By John Darvall & Chris LockyerBBC News, Bristol

BBC Clive Myrie sitting in a radio studio with a microphone in front of himBBC

Clive Myrie used to work at BBC Radio Bristol

Journalist Clive Myrie fronts BBC News shows, reports from war zones, asks the questions on Mastermind and will be one of the key presenters for July’s general election coverage.

But before that, he was a young reporter at BBC Radio Bristol – which he said helped him early in his career.

In an interview with the station, he explained why he wrote his latest book, which deals with Ukraine, the Windrush generation and his experiences across the world.

He also talked about how he hopes his media career can help people follow their own ambitions.

Clive Myrie and Laura Kuenssberg sitting together at a TV studio desk

Clive Myrie will anchor the BBC’s election coverage in July

Myrie said he was inspired to write his latest book after the outbreak of war in Ukraine, when his Russian camera operator said the two country’s relationship was akin to that between the English and Irish in the 17th Century.
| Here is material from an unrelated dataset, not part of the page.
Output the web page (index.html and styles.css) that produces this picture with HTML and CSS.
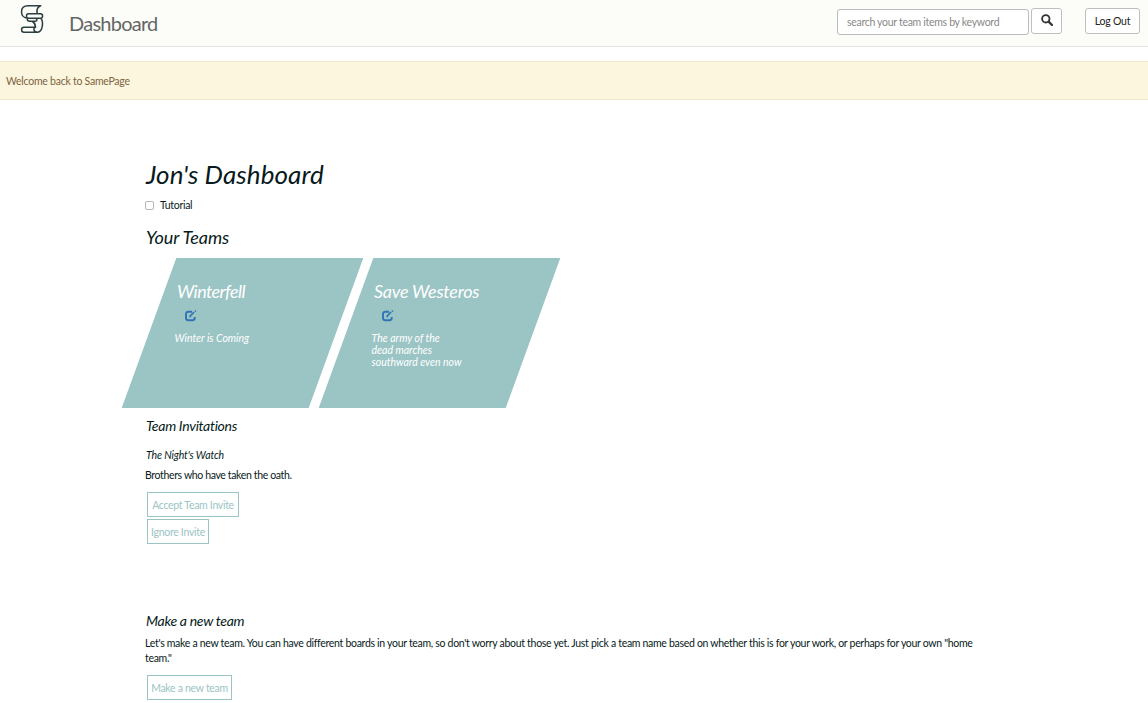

“There’s a sense they’re [Ukrainians] lesser people,” he said.

“A sense they are only good for cleaning and mopping up and doing menial jobs… that they’re, in lots of ways, sub-human.”

Myrie added it was this dynamic which had underpinned much of his foreign reporting over the years, eventually deciding to put this into a book.

He also referenced the Windrush Generation, which his parents were a part of, where people from the Caribbean came to the UK in search of a better life.

“The indigenous white population in this country who were not happy about this migration of black people from the Caribbean because they saw themselves as superior,” Myrie said.

“That dynamic of ‘no blacks, no dogs, no Irish’, all that kind of stuff – that’s the Britain they arrived into.”

His mother took a job as a seamstress, while his father worked at British Leyland, with Myrie explaining they “worked really hard”.

Myrie said when his mother got to the age of 65 in the mid-1990s, she wanted to prove to herself she could get a teaching qualification, adding she was “very, very proud” of that achievement.

Clive Myrie in Ukraine presenting from the centre of Kiev

Clive Myrie presented news bulletins from Ukraine during the early days of the Russian invasion

Talking about becoming a journalist, he said BBC Radio Bristol helped him in the early days of his career.

“I remember being in the Radio Bristol newsroom, at three in the morning, still cutting a package, because I wanted it to sound the best it could be on the breakfast show.”

He said it was that work that got him recognised by other broadcasters, leading him to get positions that allowed him to report from across the world.

“I left BBC Radio Bristol in the late 1980s, early 1990s, at a time where no-one left the BBC… everybody thought I was completely and utterly bonkers – they could not believe what I was doing,” he said.

He later returned to BBC Points West after a stint at Independent Radio Network (IRN), as well as doing weekend shifts in London.

He also worked on the Today programme under editor Roger Mosey, who encouraged Myrie to follow his ambitions.

He said social mobility is an “issue we have not got on top of as a society”.

“I am in the BBC, I am surrounded by people of a certain class – there’s no question about that – and its the same in any FTSE 100 company or across the rest of the media.

“It feels like an intractable problem and its partly why you have a lot of young black people who are still struggling to get into the higher echelons of the media.”

He said he doesn’t see himself as a “flag-carrying activist” on the issue – “just as Trevor McDonald didn’t” – instead saying he just does his job.

But he added he hopes that his example will help others realise it is possible to get into the industry.